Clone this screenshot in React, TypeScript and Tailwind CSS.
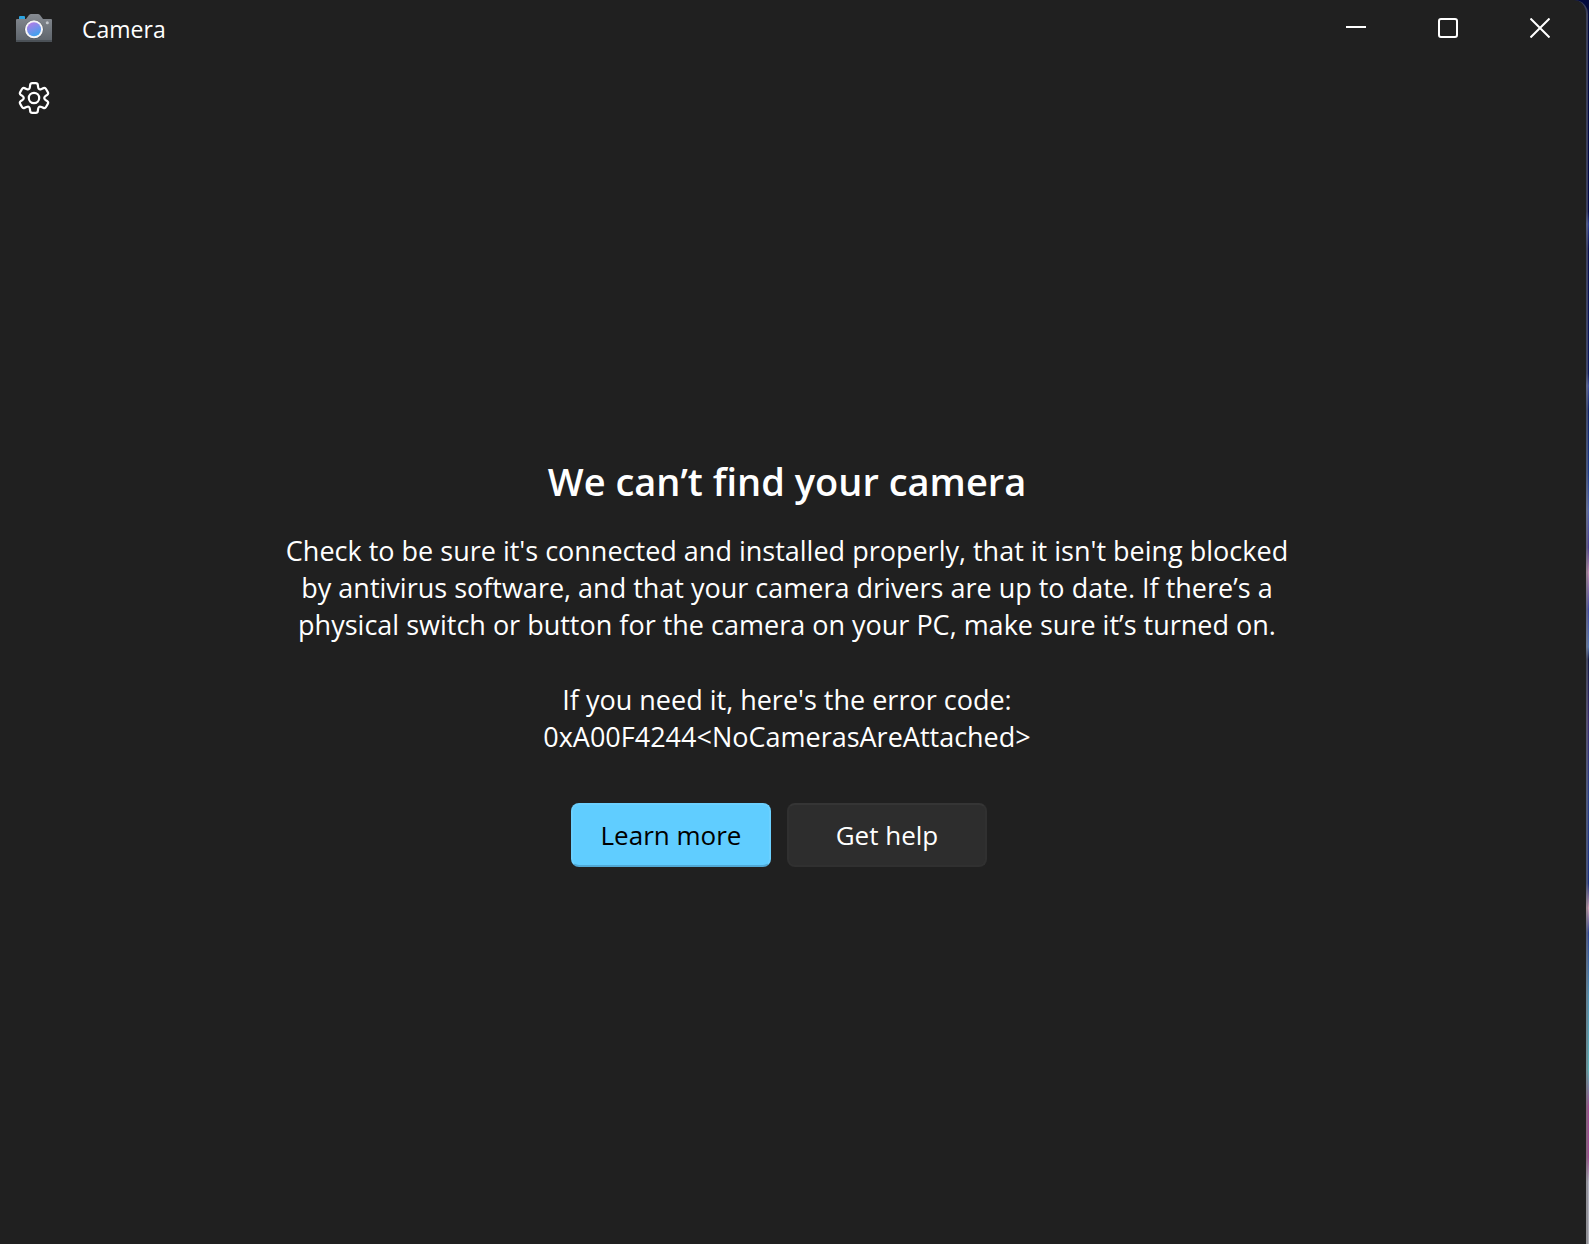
────────
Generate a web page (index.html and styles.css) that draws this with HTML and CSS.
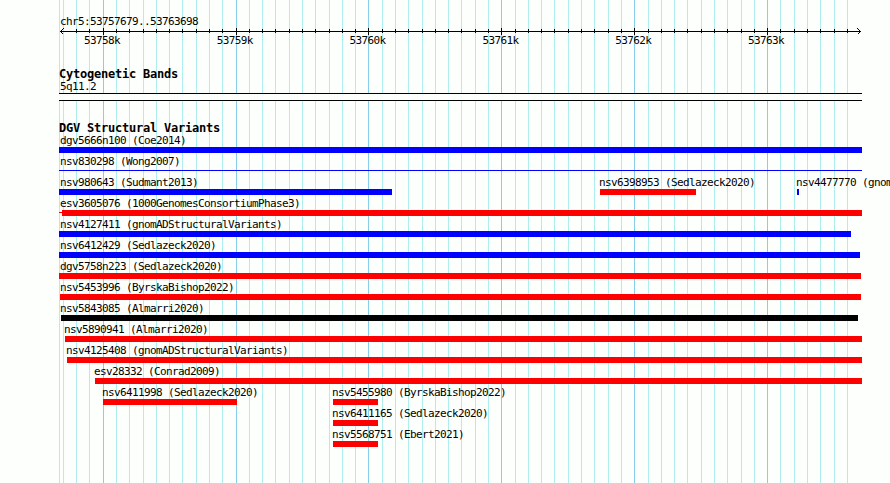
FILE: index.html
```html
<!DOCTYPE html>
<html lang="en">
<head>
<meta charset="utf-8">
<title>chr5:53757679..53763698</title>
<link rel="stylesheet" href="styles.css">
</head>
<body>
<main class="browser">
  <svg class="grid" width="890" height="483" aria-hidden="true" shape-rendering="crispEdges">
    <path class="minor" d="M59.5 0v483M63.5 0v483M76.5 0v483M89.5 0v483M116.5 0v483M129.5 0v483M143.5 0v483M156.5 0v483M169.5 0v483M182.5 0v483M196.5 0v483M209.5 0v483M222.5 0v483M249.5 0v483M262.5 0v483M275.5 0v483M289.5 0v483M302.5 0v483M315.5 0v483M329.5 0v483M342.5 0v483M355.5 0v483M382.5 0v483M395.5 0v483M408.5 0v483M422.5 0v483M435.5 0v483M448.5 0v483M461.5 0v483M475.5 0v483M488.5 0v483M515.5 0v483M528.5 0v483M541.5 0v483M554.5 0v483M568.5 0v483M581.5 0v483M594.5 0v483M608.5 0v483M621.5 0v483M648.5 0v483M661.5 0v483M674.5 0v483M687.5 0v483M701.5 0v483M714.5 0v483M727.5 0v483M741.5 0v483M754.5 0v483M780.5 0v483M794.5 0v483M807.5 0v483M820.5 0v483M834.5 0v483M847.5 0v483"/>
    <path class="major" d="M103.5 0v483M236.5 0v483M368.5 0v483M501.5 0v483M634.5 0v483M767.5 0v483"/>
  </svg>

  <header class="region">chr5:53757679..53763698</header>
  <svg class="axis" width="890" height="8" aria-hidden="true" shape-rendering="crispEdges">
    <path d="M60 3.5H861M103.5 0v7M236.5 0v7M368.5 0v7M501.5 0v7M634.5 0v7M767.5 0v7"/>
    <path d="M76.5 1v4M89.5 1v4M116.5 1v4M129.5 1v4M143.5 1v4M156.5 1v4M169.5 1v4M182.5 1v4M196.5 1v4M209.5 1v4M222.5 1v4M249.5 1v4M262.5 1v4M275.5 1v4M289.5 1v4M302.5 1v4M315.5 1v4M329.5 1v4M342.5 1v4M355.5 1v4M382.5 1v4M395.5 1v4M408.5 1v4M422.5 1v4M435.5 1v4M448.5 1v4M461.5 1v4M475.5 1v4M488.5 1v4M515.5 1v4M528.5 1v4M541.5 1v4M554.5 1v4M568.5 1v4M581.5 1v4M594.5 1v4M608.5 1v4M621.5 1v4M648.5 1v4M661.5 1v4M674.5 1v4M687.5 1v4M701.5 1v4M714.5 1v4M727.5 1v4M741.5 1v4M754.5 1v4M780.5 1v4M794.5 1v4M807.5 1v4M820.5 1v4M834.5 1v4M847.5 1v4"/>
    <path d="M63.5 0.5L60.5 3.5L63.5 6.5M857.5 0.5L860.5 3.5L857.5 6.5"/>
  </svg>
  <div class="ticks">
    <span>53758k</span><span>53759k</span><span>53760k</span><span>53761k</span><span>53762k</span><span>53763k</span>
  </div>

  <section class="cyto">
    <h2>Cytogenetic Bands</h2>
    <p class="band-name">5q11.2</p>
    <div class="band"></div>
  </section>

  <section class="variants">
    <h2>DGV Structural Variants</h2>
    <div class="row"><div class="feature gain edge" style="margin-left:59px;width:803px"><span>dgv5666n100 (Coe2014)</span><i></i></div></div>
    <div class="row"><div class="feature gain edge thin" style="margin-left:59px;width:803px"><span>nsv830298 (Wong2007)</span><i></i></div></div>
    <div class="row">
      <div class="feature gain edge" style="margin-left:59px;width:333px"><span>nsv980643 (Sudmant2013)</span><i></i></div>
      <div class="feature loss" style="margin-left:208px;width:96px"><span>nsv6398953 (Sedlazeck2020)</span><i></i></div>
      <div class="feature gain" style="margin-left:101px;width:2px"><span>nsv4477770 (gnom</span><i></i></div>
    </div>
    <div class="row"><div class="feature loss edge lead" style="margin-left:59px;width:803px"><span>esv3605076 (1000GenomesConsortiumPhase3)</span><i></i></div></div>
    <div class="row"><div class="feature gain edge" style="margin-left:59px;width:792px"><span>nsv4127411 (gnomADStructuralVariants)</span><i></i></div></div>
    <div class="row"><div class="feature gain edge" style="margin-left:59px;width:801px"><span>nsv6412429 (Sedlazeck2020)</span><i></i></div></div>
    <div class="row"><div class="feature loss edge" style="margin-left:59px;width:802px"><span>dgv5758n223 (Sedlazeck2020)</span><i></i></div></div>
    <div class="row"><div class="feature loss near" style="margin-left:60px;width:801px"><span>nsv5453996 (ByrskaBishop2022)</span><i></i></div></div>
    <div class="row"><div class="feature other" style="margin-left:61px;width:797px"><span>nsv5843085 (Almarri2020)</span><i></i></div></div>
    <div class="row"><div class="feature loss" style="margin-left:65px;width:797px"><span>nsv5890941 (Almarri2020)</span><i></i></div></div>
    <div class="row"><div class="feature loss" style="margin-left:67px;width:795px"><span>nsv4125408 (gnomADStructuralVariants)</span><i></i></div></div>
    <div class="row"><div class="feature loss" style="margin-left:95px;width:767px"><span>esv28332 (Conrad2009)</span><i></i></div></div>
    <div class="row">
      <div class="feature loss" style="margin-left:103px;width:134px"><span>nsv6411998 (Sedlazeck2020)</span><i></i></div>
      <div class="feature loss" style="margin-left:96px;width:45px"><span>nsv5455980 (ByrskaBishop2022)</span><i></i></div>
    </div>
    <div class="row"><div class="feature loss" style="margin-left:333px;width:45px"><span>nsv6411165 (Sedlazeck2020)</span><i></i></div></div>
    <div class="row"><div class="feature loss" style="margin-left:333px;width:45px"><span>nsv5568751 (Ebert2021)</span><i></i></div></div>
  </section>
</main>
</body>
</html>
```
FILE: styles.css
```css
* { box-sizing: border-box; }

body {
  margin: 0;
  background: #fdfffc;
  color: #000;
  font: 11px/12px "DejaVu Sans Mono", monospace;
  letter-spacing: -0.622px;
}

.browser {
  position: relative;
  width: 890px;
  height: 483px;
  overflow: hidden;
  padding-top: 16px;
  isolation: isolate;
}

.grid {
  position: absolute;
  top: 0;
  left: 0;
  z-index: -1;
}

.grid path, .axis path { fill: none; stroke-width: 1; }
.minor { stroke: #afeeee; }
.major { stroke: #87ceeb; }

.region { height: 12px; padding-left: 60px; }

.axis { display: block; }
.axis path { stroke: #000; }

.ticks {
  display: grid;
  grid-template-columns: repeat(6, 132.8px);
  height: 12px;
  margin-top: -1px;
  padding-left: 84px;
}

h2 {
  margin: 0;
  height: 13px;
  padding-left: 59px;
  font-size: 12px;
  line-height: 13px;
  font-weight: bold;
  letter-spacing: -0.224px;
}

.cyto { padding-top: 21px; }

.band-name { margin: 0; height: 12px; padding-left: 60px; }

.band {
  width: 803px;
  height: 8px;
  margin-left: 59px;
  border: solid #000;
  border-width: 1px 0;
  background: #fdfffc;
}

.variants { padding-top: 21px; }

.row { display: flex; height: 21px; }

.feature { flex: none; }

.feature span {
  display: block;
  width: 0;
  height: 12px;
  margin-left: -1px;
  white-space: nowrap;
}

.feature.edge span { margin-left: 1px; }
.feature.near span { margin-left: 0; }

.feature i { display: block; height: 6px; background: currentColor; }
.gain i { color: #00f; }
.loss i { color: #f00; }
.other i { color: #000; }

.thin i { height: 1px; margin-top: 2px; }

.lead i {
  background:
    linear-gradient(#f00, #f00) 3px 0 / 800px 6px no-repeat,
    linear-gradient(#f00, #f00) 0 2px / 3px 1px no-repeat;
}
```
────────
§ WRITTEN TASK
Collect each line holding the string "this".

§ OUTPUT OF THE EXERCISE
Clone this screenshot in React, TypeScript and Tailwind CSS.
Generate a web page (index.html and styles.css) that draws this with HTML and CSS.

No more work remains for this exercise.